### [Recorded data]
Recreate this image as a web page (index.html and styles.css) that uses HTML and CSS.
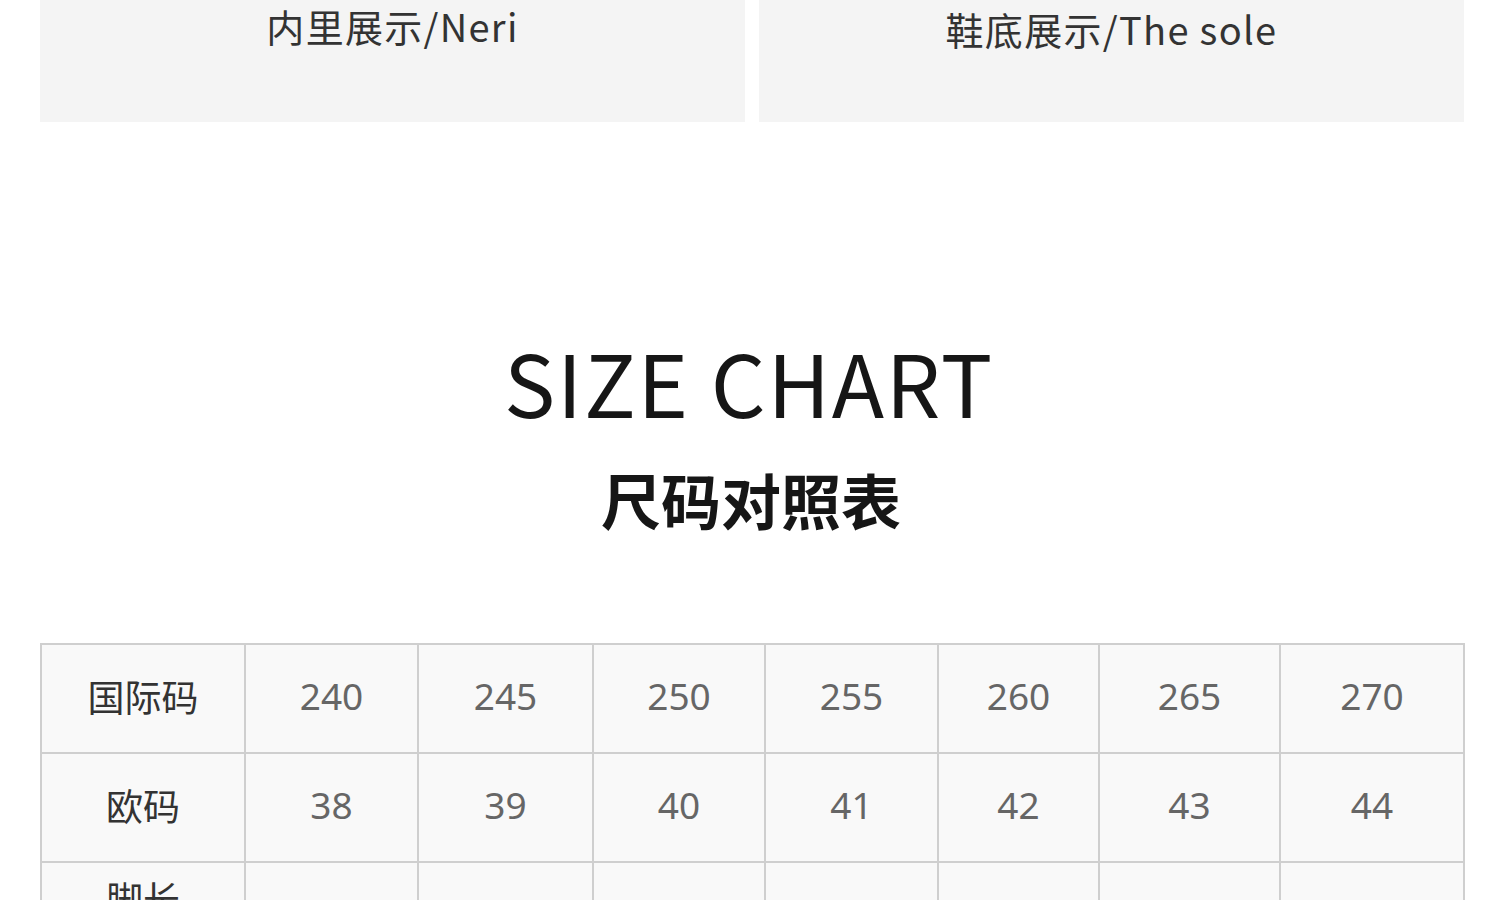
FILE: index.html
```html
<!DOCTYPE html>
<html lang="zh">
<head>
<meta charset="utf-8">
<title>Size Chart</title>
<link rel="stylesheet" href="styles.css">
</head>
<body>
<div class="page">
  <div class="cards">
    <div class="card"><p class="caption caption-left">内里展示/Neri</p></div>
    <div class="card"><p class="caption caption-right">鞋底展示/The sole</p></div>
  </div>

  <h2 class="title">SIZE CHART</h2>
  <h3 class="subtitle">尺码对照表</h3>

  <table class="chart">
    <colgroup>
      <col class="c1"><col class="c2"><col class="c3"><col class="c4">
      <col class="c5"><col class="c6"><col class="c7"><col class="c8">
    </colgroup>
    <tbody>
      <tr class="row">
        <th class="label">国际码</th>
        <td class="val">240</td><td class="val">245</td><td class="val">250</td><td class="val">255</td>
        <td class="val">260</td><td class="val">265</td><td class="val">270</td>
      </tr>
      <tr class="row">
        <th class="label">欧码</th>
        <td class="val">38</td><td class="val">39</td><td class="val">40</td><td class="val">41</td>
        <td class="val">42</td><td class="val">43</td><td class="val">44</td>
      </tr>
      <tr class="row row-tall">
        <th class="label">脚长<br>(cm)</th>
        <td class="val">24</td><td class="val">24.5</td><td class="val">25</td><td class="val">25.5</td>
        <td class="val">26</td><td class="val">26.5</td><td class="val">27</td>
      </tr>
    </tbody>
  </table>
</div>
</body>
</html>
```

FILE: styles.css
```css
html, body {
  margin: 0;
  padding: 0;
  background: #ffffff;
}

body {
  font-family: "Noto Sans CJK SC", "Noto Sans", sans-serif;
  color: #222;
}

.page {
  padding: 0 36px 0 40px;
}

.cards {
  display: flex;
  gap: 14px;
}

.card {
  flex: 1;
  height: 122px;
  background: #f4f4f4;
}

.caption {
  margin: 0;
  text-align: center;
  font-size: 38px;
  line-height: 50px;
  color: #333;
  letter-spacing: 1.3px;
}

.caption-left {
  padding-top: 1px;
}

.caption-right {
  padding-top: 4px;
}

.title {
  margin: 209px 0 0;
  padding-right: 6px;
  text-align: center;
  font-size: 86px;
  line-height: 100px;
  font-weight: 400;
  color: #161616;
  letter-spacing: 1.7px;
}

.subtitle {
  margin: 33px 0 0;
  padding-right: 2px;
  text-align: center;
  font-size: 60px;
  line-height: 70px;
  font-weight: 700;
  color: #161616;
}

.chart {
  margin-top: 109px;
  width: 1423px;
  border-collapse: collapse;
  table-layout: fixed;
}

.c1 { width: 204px; }
.c2 { width: 173px; }
.c3 { width: 175px; }
.c4 { width: 172px; }
.c5 { width: 173px; }
.c6 { width: 161px; }
.c7 { width: 181px; }
.c8 { width: 184px; }

.row {
  height: 109px;
}

.row-tall {
  height: 125px;
}

.label,
.val {
  border: 2px solid #cfcfcf;
  background: #f9f9f9;
  text-align: center;
  vertical-align: middle;
  font-size: 37px;
  line-height: 48px;
  padding: 0 0 6px;
}

.label {
  font-weight: 400;
  color: #333;
}

.val {
  font-family: "Noto Sans", "Noto Sans CJK SC", sans-serif;
  color: #666;
}
```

### [Short exercise]
Give all the lines above again, character for character, without pictures.

### [The output]
Recreate this image as a web page (index.html and styles.css) that uses HTML and CSS.
FILE: index.html
```html
<!DOCTYPE html>
<html lang="zh">
<head>
<meta charset="utf-8">
<title>Size Chart</title>
<link rel="stylesheet" href="styles.css">
</head>
<body>
<div class="page">
  <div class="cards">
    <div class="card"><p class="caption caption-left">内里展示/Neri</p></div>
    <div class="card"><p class="caption caption-right">鞋底展示/The sole</p></div>
  </div>

  <h2 class="title">SIZE CHART</h2>
  <h3 class="subtitle">尺码对照表</h3>

  <table class="chart">
    <colgroup>
      <col class="c1"><col class="c2"><col class="c3"><col class="c4">
      <col class="c5"><col class="c6"><col class="c7"><col class="c8">
    </colgroup>
    <tbody>
      <tr class="row">
        <th class="label">国际码</th>
        <td class="val">240</td><td class="val">245</td><td class="val">250</td><td class="val">255</td>
        <td class="val">260</td><td class="val">265</td><td class="val">270</td>
      </tr>
      <tr class="row">
        <th class="label">欧码</th>
        <td class="val">38</td><td class="val">39</td><td class="val">40</td><td class="val">41</td>
        <td class="val">42</td><td class="val">43</td><td class="val">44</td>
      </tr>
      <tr class="row row-tall">
        <th class="label">脚长<br>(cm)</th>
        <td class="val">24</td><td class="val">24.5</td><td class="val">25</td><td class="val">25.5</td>
        <td class="val">26</td><td class="val">26.5</td><td class="val">27</td>
      </tr>
    </tbody>
  </table>
</div>
</body>
</html>
```

FILE: styles.css
```css
html, body {
  margin: 0;
  padding: 0;
  background: #ffffff;
}

body {
  font-family: "Noto Sans CJK SC", "Noto Sans", sans-serif;
  color: #222;
}

.page {
  padding: 0 36px 0 40px;
}

.cards {
  display: flex;
  gap: 14px;
}

.card {
  flex: 1;
  height: 122px;
  background: #f4f4f4;
}

.caption {
  margin: 0;
  text-align: center;
  font-size: 38px;
  line-height: 50px;
  color: #333;
  letter-spacing: 1.3px;
}

.caption-left {
  padding-top: 1px;
}

.caption-right {
  padding-top: 4px;
}

.title {
  margin: 209px 0 0;
  padding-right: 6px;
  text-align: center;
  font-size: 86px;
  line-height: 100px;
  font-weight: 400;
  color: #161616;
  letter-spacing: 1.7px;
}

.subtitle {
  margin: 33px 0 0;
  padding-right: 2px;
  text-align: center;
  font-size: 60px;
  line-height: 70px;
  font-weight: 700;
  color: #161616;
}

.chart {
  margin-top: 109px;
  width: 1423px;
  border-collapse: collapse;
  table-layout: fixed;
}

.c1 { width: 204px; }
.c2 { width: 173px; }
.c3 { width: 175px; }
.c4 { width: 172px; }
.c5 { width: 173px; }
.c6 { width: 161px; }
.c7 { width: 181px; }
.c8 { width: 184px; }

.row {
  height: 109px;
}

.row-tall {
  height: 125px;
}

.label,
.val {
  border: 2px solid #cfcfcf;
  background: #f9f9f9;
  text-align: center;
  vertical-align: middle;
  font-size: 37px;
  line-height: 48px;
  padding: 0 0 6px;
}

.label {
  font-weight: 400;
  color: #333;
}

.val {
  font-family: "Noto Sans", "Noto Sans CJK SC", sans-serif;
  color: #666;
}
```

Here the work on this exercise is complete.